WHAT IS NEEDED
All lines in the data bearing the string "index" should be identified and copied.

DATASET EXTRACT
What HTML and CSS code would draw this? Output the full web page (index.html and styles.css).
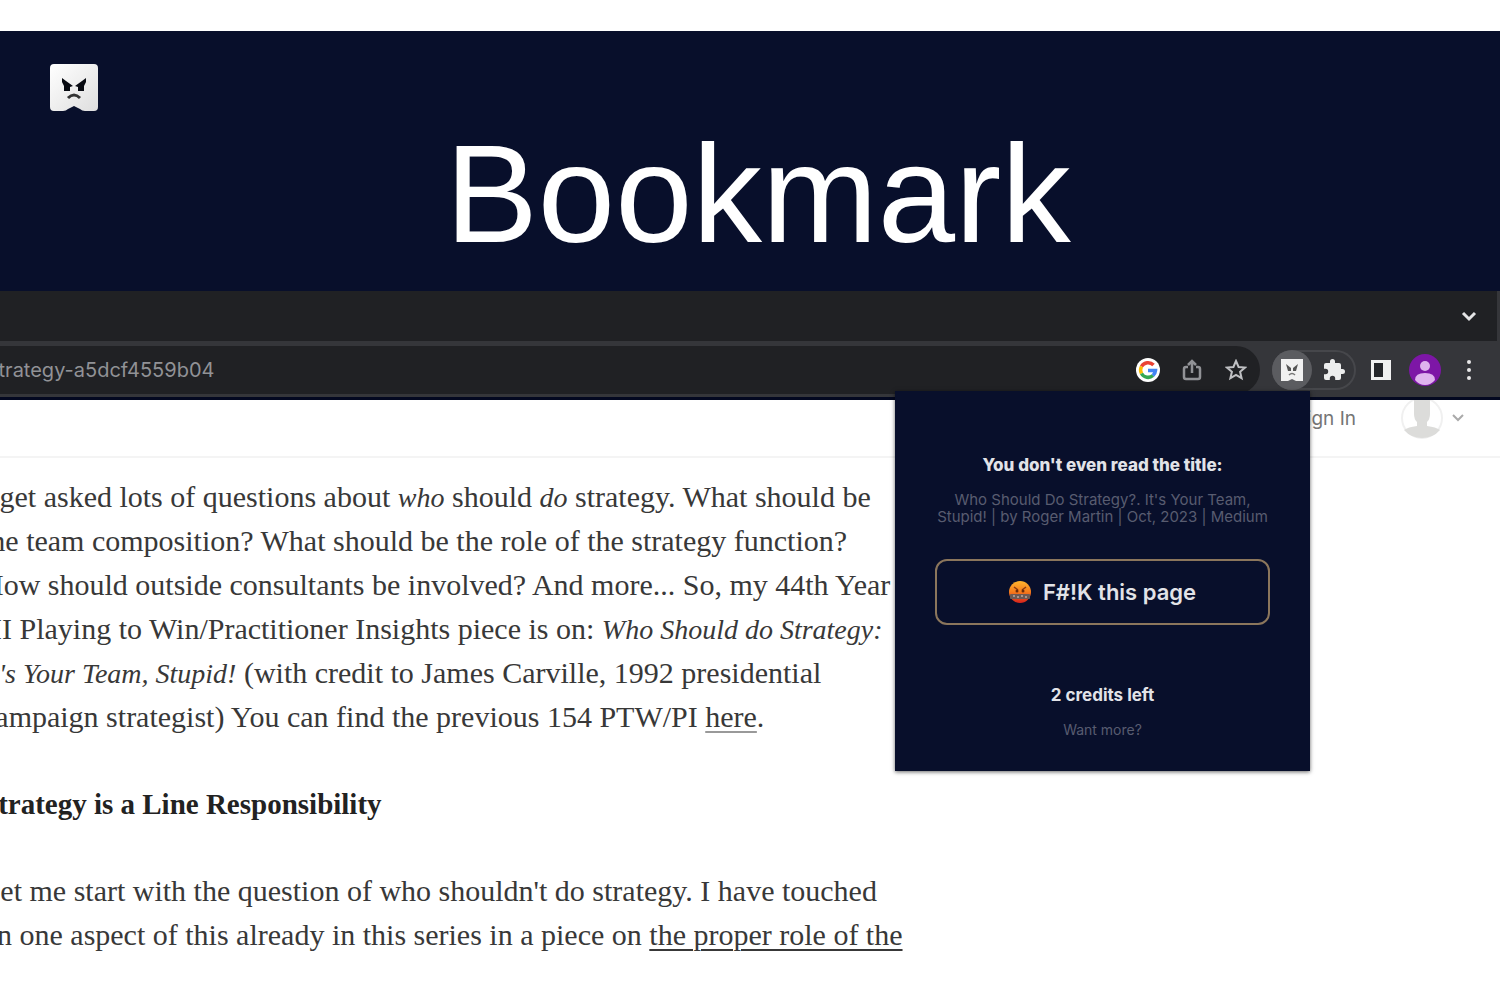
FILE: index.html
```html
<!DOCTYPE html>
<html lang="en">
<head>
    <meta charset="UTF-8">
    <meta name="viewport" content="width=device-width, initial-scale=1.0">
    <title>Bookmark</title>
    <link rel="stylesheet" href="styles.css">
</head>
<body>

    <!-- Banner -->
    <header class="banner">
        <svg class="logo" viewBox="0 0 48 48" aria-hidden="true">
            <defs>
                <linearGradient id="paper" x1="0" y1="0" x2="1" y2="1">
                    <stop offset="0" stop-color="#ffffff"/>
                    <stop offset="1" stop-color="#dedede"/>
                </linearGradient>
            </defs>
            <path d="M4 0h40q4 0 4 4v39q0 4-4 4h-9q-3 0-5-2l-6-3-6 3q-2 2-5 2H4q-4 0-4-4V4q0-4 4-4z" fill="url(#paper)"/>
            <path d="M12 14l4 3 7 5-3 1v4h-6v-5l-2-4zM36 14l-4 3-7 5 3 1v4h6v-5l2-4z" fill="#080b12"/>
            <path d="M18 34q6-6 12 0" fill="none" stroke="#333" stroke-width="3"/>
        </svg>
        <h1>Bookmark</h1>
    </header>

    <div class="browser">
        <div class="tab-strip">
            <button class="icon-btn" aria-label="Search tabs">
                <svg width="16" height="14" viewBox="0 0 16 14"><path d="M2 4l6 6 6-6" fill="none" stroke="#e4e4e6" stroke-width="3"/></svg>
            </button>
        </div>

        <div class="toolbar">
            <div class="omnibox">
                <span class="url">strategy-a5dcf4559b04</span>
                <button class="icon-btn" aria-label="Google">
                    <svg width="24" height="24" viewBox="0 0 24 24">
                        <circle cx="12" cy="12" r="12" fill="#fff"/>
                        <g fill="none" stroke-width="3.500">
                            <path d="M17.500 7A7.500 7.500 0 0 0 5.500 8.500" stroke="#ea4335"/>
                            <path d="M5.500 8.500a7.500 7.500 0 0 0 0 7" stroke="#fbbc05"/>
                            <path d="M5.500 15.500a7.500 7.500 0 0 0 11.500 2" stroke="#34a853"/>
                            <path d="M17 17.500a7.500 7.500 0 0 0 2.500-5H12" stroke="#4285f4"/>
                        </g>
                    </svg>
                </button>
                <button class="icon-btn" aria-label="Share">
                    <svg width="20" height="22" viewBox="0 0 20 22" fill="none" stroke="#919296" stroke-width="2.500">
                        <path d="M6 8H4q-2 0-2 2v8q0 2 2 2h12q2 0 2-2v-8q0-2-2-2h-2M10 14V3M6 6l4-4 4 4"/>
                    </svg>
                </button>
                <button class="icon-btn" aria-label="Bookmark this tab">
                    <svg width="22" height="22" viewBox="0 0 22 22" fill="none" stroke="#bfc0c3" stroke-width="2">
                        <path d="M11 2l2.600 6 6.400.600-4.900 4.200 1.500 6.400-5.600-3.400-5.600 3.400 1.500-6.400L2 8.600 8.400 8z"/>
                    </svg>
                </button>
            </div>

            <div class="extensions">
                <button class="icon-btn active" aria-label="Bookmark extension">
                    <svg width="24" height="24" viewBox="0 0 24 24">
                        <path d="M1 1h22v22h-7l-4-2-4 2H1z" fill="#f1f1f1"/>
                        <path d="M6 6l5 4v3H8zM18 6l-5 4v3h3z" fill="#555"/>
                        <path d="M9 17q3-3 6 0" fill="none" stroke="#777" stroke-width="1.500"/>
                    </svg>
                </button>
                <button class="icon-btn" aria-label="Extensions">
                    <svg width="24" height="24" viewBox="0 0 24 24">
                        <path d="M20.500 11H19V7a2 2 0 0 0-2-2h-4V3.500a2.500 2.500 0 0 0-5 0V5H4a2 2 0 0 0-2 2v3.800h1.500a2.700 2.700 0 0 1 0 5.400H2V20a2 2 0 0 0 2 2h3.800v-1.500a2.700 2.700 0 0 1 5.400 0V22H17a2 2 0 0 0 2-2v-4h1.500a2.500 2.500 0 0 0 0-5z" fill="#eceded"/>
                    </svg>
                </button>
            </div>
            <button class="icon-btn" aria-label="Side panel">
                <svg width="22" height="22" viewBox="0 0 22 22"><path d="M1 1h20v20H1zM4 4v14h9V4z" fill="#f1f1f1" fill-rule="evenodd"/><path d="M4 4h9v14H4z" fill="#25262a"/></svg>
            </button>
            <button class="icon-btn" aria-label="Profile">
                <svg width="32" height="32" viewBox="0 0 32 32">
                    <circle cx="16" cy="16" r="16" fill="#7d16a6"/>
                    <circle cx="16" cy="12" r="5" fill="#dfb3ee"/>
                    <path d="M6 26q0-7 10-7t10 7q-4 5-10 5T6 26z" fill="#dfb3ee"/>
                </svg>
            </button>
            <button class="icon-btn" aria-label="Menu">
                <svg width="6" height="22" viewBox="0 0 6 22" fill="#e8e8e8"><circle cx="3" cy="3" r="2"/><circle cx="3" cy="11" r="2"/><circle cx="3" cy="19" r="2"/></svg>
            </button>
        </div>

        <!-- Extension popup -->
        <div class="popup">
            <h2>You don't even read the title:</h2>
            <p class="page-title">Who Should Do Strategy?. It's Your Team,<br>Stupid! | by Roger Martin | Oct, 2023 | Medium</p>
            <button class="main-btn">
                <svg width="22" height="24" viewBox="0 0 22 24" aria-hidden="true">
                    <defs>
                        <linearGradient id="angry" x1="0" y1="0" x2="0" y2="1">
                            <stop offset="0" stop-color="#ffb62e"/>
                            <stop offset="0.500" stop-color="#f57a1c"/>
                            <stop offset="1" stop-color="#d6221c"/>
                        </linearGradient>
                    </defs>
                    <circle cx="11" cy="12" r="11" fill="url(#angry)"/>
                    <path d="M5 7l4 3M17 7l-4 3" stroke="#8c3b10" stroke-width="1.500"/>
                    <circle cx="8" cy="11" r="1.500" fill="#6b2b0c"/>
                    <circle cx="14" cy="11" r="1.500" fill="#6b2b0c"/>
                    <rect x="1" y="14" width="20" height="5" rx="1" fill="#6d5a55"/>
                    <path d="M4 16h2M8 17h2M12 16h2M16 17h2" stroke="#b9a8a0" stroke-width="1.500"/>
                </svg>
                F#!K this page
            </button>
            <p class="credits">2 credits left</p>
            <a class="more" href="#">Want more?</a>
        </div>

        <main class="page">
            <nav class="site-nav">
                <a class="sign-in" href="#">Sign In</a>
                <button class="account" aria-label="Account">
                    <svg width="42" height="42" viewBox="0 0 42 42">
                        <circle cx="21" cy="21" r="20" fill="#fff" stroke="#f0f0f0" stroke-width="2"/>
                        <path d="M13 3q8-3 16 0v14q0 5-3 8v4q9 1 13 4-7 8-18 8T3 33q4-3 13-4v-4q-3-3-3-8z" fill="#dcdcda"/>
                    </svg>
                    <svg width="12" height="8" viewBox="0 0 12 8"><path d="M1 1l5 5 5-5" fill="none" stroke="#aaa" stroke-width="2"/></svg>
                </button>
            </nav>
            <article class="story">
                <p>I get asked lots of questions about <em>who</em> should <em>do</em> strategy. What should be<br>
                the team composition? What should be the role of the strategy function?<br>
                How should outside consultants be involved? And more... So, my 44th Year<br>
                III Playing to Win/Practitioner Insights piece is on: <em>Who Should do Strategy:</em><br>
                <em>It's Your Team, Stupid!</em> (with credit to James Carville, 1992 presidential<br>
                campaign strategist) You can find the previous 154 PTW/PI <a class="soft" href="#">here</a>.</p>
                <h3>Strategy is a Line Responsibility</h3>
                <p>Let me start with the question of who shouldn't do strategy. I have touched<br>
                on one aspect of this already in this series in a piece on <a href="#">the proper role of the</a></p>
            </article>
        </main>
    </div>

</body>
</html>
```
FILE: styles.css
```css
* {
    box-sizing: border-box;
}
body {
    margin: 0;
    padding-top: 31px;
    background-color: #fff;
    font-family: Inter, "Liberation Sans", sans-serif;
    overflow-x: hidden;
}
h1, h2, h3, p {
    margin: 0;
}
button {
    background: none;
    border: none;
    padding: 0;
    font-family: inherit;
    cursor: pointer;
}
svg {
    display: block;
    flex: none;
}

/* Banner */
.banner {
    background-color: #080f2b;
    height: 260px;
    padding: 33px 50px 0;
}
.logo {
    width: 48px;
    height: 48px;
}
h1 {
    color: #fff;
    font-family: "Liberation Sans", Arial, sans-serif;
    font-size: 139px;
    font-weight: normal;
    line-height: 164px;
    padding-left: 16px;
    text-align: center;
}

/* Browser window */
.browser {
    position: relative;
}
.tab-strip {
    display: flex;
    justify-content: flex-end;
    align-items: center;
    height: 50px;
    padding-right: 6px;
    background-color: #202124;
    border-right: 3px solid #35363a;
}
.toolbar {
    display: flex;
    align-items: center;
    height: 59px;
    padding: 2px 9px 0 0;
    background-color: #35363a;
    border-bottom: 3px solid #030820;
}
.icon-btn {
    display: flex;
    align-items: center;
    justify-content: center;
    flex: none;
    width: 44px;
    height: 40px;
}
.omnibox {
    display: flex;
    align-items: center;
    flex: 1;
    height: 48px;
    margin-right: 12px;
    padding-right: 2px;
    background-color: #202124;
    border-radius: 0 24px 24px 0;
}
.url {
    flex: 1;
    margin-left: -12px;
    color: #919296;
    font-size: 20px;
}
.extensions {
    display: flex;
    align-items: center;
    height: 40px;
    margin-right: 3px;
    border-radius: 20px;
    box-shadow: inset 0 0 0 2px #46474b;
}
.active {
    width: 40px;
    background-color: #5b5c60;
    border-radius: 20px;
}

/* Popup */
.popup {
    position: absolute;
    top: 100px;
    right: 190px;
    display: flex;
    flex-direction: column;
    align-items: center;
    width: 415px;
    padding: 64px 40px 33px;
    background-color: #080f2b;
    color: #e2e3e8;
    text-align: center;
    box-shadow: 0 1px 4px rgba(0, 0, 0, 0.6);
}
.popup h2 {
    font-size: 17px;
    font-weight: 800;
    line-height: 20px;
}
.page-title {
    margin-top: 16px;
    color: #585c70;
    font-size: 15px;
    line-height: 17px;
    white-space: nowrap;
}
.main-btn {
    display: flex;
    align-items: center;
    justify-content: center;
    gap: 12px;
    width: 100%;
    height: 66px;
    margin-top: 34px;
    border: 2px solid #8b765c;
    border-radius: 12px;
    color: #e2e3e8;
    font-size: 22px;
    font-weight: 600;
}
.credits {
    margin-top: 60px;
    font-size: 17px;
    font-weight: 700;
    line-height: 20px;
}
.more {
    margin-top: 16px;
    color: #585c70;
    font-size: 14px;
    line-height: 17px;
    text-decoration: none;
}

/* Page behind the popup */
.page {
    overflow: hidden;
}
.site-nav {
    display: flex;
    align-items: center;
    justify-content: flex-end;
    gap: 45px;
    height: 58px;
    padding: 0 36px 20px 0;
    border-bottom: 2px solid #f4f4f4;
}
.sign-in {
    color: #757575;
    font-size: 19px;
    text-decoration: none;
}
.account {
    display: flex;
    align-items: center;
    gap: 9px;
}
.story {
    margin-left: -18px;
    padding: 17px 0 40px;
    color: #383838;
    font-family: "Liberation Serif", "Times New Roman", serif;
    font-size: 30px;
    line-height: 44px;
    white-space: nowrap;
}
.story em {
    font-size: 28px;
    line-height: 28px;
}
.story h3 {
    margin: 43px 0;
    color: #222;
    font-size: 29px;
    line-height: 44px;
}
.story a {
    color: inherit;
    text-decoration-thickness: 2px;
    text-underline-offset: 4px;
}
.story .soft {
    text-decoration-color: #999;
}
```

CORRECT RESULT
What HTML and CSS code would draw this? Output the full web page (index.html and styles.css).
FILE: index.html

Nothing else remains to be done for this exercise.